Christianity: Henry Spaulding, Christian ethics professor at Nazarene Theological Seminary in Kansas City, Mo., said the Christian faith should be lived out in all of life, including business.

This holistic approach to morality means "the virtues of graciousness, fairness, justice, generosity and honesty should guide a Christian business scheme for ethics," he said.

He said Christians in business should form associations that will help them to promote moral values in their business practices.

"Whether a person owns the business or works for the one who owns the business, the Christian narrative calls for the virtues of graciousness, fairness, justice, generosity and honesty," he said. "Therefore, if an employee is asked to do something that is unethical, the answer should be 'no.' If there is cost to this, then it is part of what it means to bear the cross of Christ."

Islam: Because Islam looks at itself as a way of life, not just a religion, business ethics cannot be separated from a Muslim's daily life, said professor Rafik Beekun, author of "Islamic Business Ethics" and co-director of the Center for Corporate Governance and Business Ethics at the University of Nevada.

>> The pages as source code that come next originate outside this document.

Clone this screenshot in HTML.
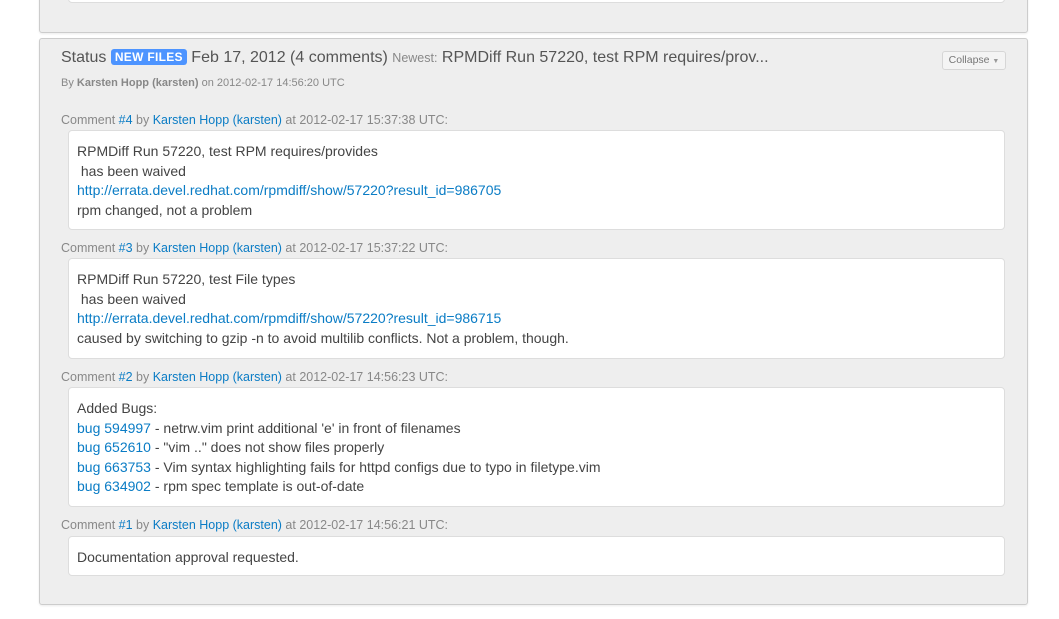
<!DOCTYPE html>
<html><head><meta charset="utf-8"><style>
body{margin:0;width:1059px;height:619px;background:#fff;font-family:"Liberation Sans","DejaVu Sans",sans-serif;color:#555;position:relative;overflow:hidden}
.panel{position:absolute;left:39px;width:987px;background:#eee;border:1px solid #ccc;border-radius:3px;box-shadow:0 1px 2px rgba(0,0,0,.08)}
.box{position:absolute;left:68px;width:937px;background:#fff;border:1px solid #ddd;border-radius:4px;box-sizing:border-box;padding:11px 0 0 8px;font-size:14px;line-height:19.5px;color:#444}
.hdr{position:absolute;left:61px;font-size:12.5px;color:#888;white-space:nowrap}
a{color:#0a7cc5;text-decoration:none}
.t{position:absolute;white-space:nowrap}
</style></head><body>
<div class="panel" style="top:-20px;height:51px"></div>
<div class="box" style="top:-20px;height:23px"></div>
<div class="panel" style="top:38px;height:565px"></div>
<div class="t" style="left:61px;top:49px;font-size:16px;color:#555">Status <span style="display:inline-block;background:#4d94ff;color:#fff;font-weight:bold;font-size:12px;border-radius:3px;padding:1px 4px;vertical-align:1px;letter-spacing:.3px">NEW FILES</span> Feb 17, 2012 (4 comments) <span style="font-size:12.5px;color:#888">Newest:</span> RPMDiff Run 57220, test RPM requires/prov...</div>
<div class="t" style="left:942px;top:51px;width:62px;height:17px;border:1px solid #d6d6d6;border-radius:3px;background:#f4f4f4;font-size:10.5px;color:#777;text-align:center;line-height:17px">Collapse <span style="font-size:7px;color:#999">▼</span></div>
<div class="t" style="left:61px;top:77px;font-size:11px;color:#888">By <b style="color:#888">Karsten Hopp (karsten)</b> on 2012-02-17 14:56:20 UTC</div>

<div class="hdr" style="top:113px">Comment <a>#4</a> by <a>Karsten Hopp (karsten)</a> at 2012-02-17 15:37:38 UTC:</div>
<div class="box" style="top:130px;height:100px">RPMDiff Run 57220, test RPM requires/provides<br>&nbsp;has been waived<br><a>http://errata.devel.redhat.com/rpmdiff/show/57220?result_id=986705</a><br>rpm changed, not a problem</div>

<div class="hdr" style="top:241px">Comment <a>#3</a> by <a>Karsten Hopp (karsten)</a> at 2012-02-17 15:37:22 UTC:</div>
<div class="box" style="top:258px;height:101px">RPMDiff Run 57220, test File types<br>&nbsp;has been waived<br><a>http://errata.devel.redhat.com/rpmdiff/show/57220?result_id=986715</a><br>caused by switching to gzip -n to avoid multilib conflicts. Not a problem, though.</div>

<div class="hdr" style="top:370px">Comment <a>#2</a> by <a>Karsten Hopp (karsten)</a> at 2012-02-17 14:56:23 UTC:</div>
<div class="box" style="top:387px;height:120px">Added Bugs:<br><a>bug 594997</a> - netrw.vim print additional 'e' in front of filenames<br><a>bug 652610</a> - "vim .." does not show files properly<br><a>bug 663753</a> - Vim syntax highlighting fails for httpd configs due to typo in filetype.vim<br><a>bug 634902</a> - rpm spec template is out-of-date</div>

<div class="hdr" style="top:518px">Comment <a>#1</a> by <a>Karsten Hopp (karsten)</a> at 2012-02-17 14:56:21 UTC:</div>
<div class="box" style="top:536px;height:40px">Documentation approval requested.</div>
</body></html>
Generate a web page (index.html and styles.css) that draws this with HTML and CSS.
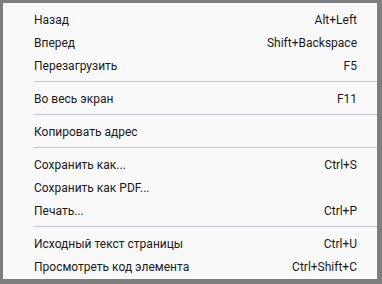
FILE: index.html
```html
<!DOCTYPE html>
<html lang="ru">
<head>
    <meta charset="UTF-8">
    <title>Контекстное меню</title>
    <link rel="stylesheet" href="styles.css">
</head>
<body>
    <div class="menu">
        <div class="item"><span>Назад</span><span class="key">Alt+Left</span></div>
        <div class="item"><span>Вперед</span><span class="key">Shift+Backspace</span></div>
        <div class="item"><span>Перезагрузить</span><span class="key">F5</span></div>
        <div class="sep"></div>
        <div class="item"><span>Во весь экран</span><span class="key">F11</span></div>
        <div class="sep"></div>
        <div class="item"><span>Копировать адрес</span></div>
        <div class="sep"></div>
        <div class="item"><span>Сохранить как...</span><span class="key">Ctrl+S</span></div>
        <div class="item"><span>Сохранить как PDF...</span></div>
        <div class="item"><span>Печать...</span><span class="key">Ctrl+P</span></div>
        <div class="sep"></div>
        <div class="item"><span>Исходный текст страницы</span><span class="key">Ctrl+U</span></div>
        <div class="item"><span>Просмотреть код элемента</span><span class="key">Ctrl+Shift+C</span></div>
    </div>
</body>
</html>
```

FILE: styles.css
```css
body {
    margin: 0;
    font-family: Roboto, "Noto Sans", sans-serif;
    font-size: 12px;
    color: #1a1a1a;
}
.menu {
    width: 382px;
    height: 284px;
    box-sizing: border-box;
    background-color: #f9f9f9;
    border-style: solid;
    border-color: #7e7e7e;
    border-width: 3px 5px 5px 3px;
    padding: 5px 0 2px;
}
.item {
    display: flex;
    justify-content: space-between;
    align-items: center;
    height: 23px;
    padding: 0 20px 0 31px;
}
.sep {
    margin: 4px 0 5px 31px;
    border-top: 1px solid #c4c8cc;
}
```
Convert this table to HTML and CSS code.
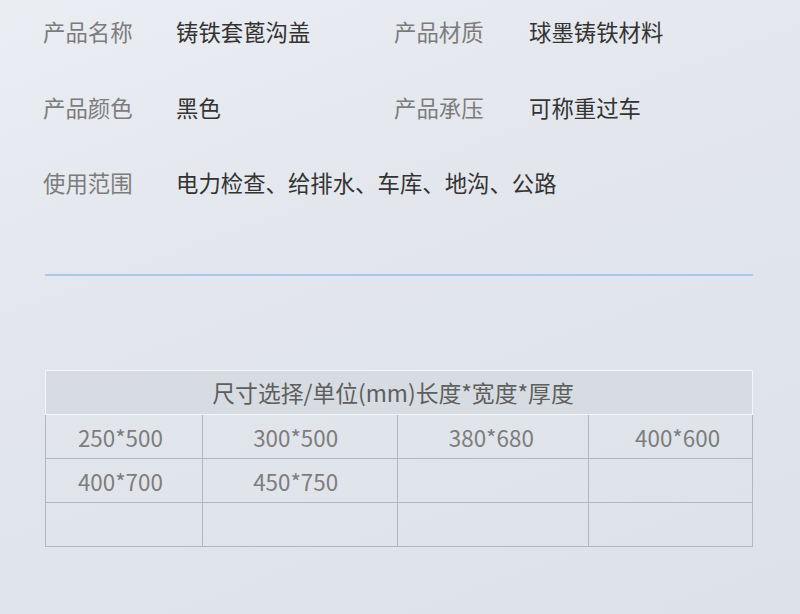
FILE: index.html
```html
<!DOCTYPE html>
<html lang="zh-CN">
<head>
    <meta charset="UTF-8">
    <meta name="viewport" content="width=device-width, initial-scale=1.0">
    <title>产品参数</title>
    <link rel="stylesheet" href="styles.css">
</head>

<body>
    <div class="page">
        <div class="params">
            <span class="label">产品名称</span>
            <span class="value">铸铁套蓖沟盖</span>
            <span class="label">产品材质</span>
            <span class="value">球墨铸铁材料</span>

            <span class="label">产品颜色</span>
            <span class="value">黑色</span>
            <span class="label">产品承压</span>
            <span class="value">可称重过车</span>

            <span class="label">使用范围</span>
            <span class="value wide">电力检查、给排水、车库、地沟、公路</span>
        </div>

        <div class="divider"></div>

        <table class="sizes">
            <tr>
                <th colspan="4">尺寸选择/单位(mm)长度*宽度*厚度</th>
            </tr>
            <tr>
                <td class="c1">250*500</td>
                <td class="c2">300*500</td>
                <td class="c3">380*680</td>
                <td class="c4">400*600</td>
            </tr>
            <tr>
                <td class="c1">400*700</td>
                <td class="c2">450*750</td>
                <td class="c3"></td>
                <td class="c4"></td>
            </tr>
            <tr>
                <td class="c1"></td>
                <td class="c2"></td>
                <td class="c3"></td>
                <td class="c4"></td>
            </tr>
        </table>
    </div>
</body>

</html>
```

FILE: styles.css
```css
* {
    margin: 0;
    padding: 0;
    box-sizing: border-box;
}

html, body {
    height: 100%;
}

body {
    font-family: "Noto Sans CJK SC", "Noto Sans", sans-serif;
    background: linear-gradient(160deg, #eaedf2 0%, #e2e6ec 45%, #dde2e9 100%);
    overflow: hidden;
}

.page {
    padding: 16px 47px 0 43px;
}

.params {
    display: grid;
    grid-template-columns: 133px 218px 135px 1fr;
    row-gap: 45.5px;
    line-height: 30px;
    font-size: 22.4px;
}

.label {
    color: #7c7c7c;
}

.value {
    color: #333;
}

.value.wide {
    grid-column: 2 / 5;
}

.divider {
    height: 2px;
    background: #a9c6ee;
    margin: 77px 0 0 2px;
}

.sizes {
    margin: 94px 0 0 2px;
    width: 708px;
    border-collapse: collapse;
    font-size: 22.4px;
}

.sizes th {
    height: 44px;
    font-weight: normal;
    font-size: 22.8px;
    color: #5e5e5e;
    background: #d7dce3;
    border: 1px solid #f4f6f9;
    padding-right: 12px;
}

.sizes td {
    height: 44px;
    text-align: center;
    color: #7d7d7d;
    border: 1px solid #b3b7bd;
}

.sizes .c1 { width: 157px; padding-right: 7px; }
.sizes .c2 { width: 196px; padding-right: 9px; }
.sizes .c3 { width: 191px; padding-right: 4px; }
.sizes .c4 { width: 164px; padding-left: 14px; }
```
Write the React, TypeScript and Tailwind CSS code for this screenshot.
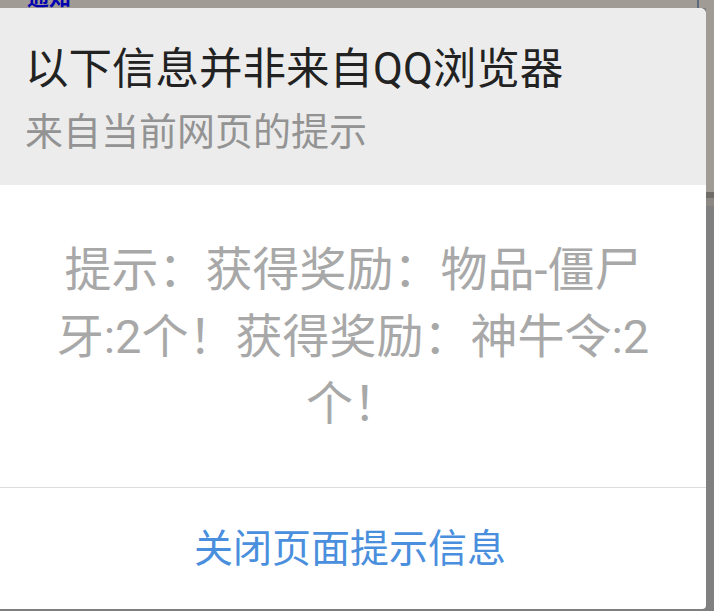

"In the Qur'an, man is described as the trustee of God on earth, so he must act in accordance with the conditions of that trust," he said. "The role model for Muslims is the Prophet, and the word that God uses to describe the Prophet's pattern of behavior is khuluq, which is a derivative of the word 'ethics.' So the role model for Muslims should be a model of behavior that is based on ethics."

Because Islam does not distinguish between a person's public and private life, work and business are viewed as acts of worship, Beekun said.

"So if I'm not cheating my customers and suppliers, I not only get the benefit from the sale to my customers, but my ethical behavior would also be considered a good deed by God," he said.

In Islam, various concepts are important in a business relationship. These include justice, trust, benevolence and fair wages.

Hinduism: Hasu Doshi, who has been a businessman for more than 30 years and is active in the Kansas City Hindu community, said his spiritual faith and Indian cultural heritage form the basis of his business philosophy.

He has integrated five principles into his business acumen, he said.

1) Karma: "The belief that one does to others as he or she wants done to oneself," he said. "I treat my clients and business partners with the same respect and professionalism as I would want to be treated."

2) Aham Brahmsa: "The belief that Braham (or god) exists within me and all living beings, in many different forms. I keep this in mind when I interact and talk to other professionals."

3) The whole can only be the sum of its parts: "The belief that everyone is needed to accomplish a task successfully, and at the end of the day, whatever I accomplished was done to the best of my ability."

4) Pure thoughts: "The belief that everything that I think, say or do should be clean and especially moral."

5) Equanimity: "Evenness of mind, especially under stress. I make daily business decisions based on reason and not on emotion."

Buddhism: With what has happened in the corporate world, many people have feelings of anger and resentment, said Ron Bremer, a Kansas City businessman who has conducted workshops on business ethics in Buddhism.

"Buddhism teaches us that these emotions are the direct cause of our suffering and offers a path for overcoming them," he said. "One step along that path is called 'right livelihood,' and it means making one's chosen work part of one's spiritual practice, not some secular thing separate and apart."

There is no better place for spiritual practice than in the workplace, Bremer said.

"Buddhism teaches us not to harm others, to help others and to purify our own minds," he said. "When faced with unethical behavior in business, we can choose not to respond in kind under the mistaken view of 'meeting the competition.'

"We can set an example of ethical business behavior that respects our colleagues, our customer and yes, even our competitors in the full knowledge that our business practices are part of our spiritual practice of helping everyone with whom we come into contact."

Most of all, a person can control his or her actions and emotions that arise from interactions with others.

"Will all of this guarantee personal financial success in the business world?" Bremer asked. "Of course not. But it will guarantee that we will be part of the solution and not part of the problem."